REQUEST
Retype each line exactly. Skip images.

DATA LINES
◆ ◆ ◆ ◆
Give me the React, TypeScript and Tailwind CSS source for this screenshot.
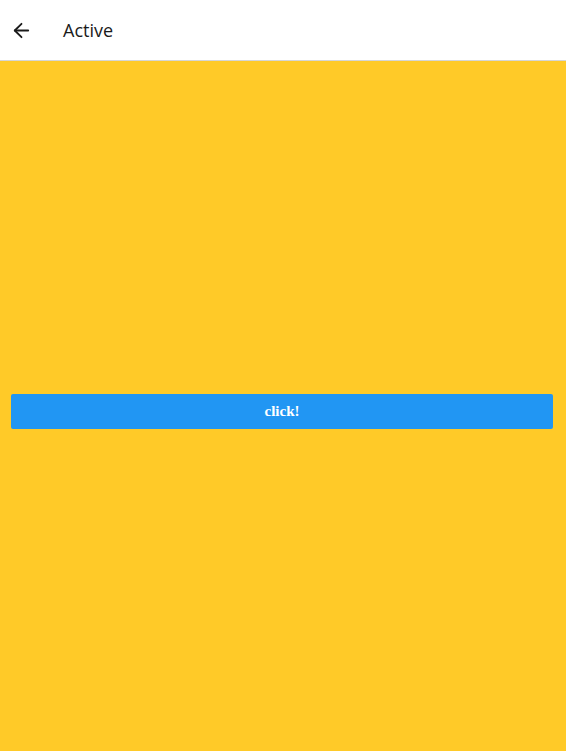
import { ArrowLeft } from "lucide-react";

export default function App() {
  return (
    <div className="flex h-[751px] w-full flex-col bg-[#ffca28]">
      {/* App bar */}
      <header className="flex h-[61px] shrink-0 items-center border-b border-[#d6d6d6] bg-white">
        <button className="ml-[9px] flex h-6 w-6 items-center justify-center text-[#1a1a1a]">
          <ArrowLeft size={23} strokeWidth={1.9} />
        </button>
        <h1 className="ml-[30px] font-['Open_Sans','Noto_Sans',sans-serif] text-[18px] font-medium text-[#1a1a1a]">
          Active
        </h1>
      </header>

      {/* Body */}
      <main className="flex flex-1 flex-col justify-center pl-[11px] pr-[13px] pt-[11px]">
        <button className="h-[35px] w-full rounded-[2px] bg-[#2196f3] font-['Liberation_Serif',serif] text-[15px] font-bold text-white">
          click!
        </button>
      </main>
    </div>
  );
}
◆ ◆ ◆ ◆
RESPONSE BELOW
Give me the React, TypeScript and Tailwind CSS source for this screenshot.
import { ArrowLeft } from "lucide-react";

export default function App() {
  return (
    <div className="flex h-[751px] w-full flex-col bg-[#ffca28]">
      {/* App bar */}
      <header className="flex h-[61px] shrink-0 items-center border-b border-[#d6d6d6] bg-white">
        <button className="ml-[9px] flex h-6 w-6 items-center justify-center text-[#1a1a1a]">
          <ArrowLeft size={23} strokeWidth={1.9} />
        </button>
        <h1 className="ml-[30px] font-['Open_Sans','Noto_Sans',sans-serif] text-[18px] font-medium text-[#1a1a1a]">
          Active
        </h1>
      </header>

      {/* Body */}
      <main className="flex flex-1 flex-col justify-center pl-[11px] pr-[13px] pt-[11px]">
        <button className="h-[35px] w-full rounded-[2px] bg-[#2196f3] font-['Liberation_Serif',serif] text-[15px] font-bold text-white">
          click!
        </button>
      </main>
    </div>
  );
}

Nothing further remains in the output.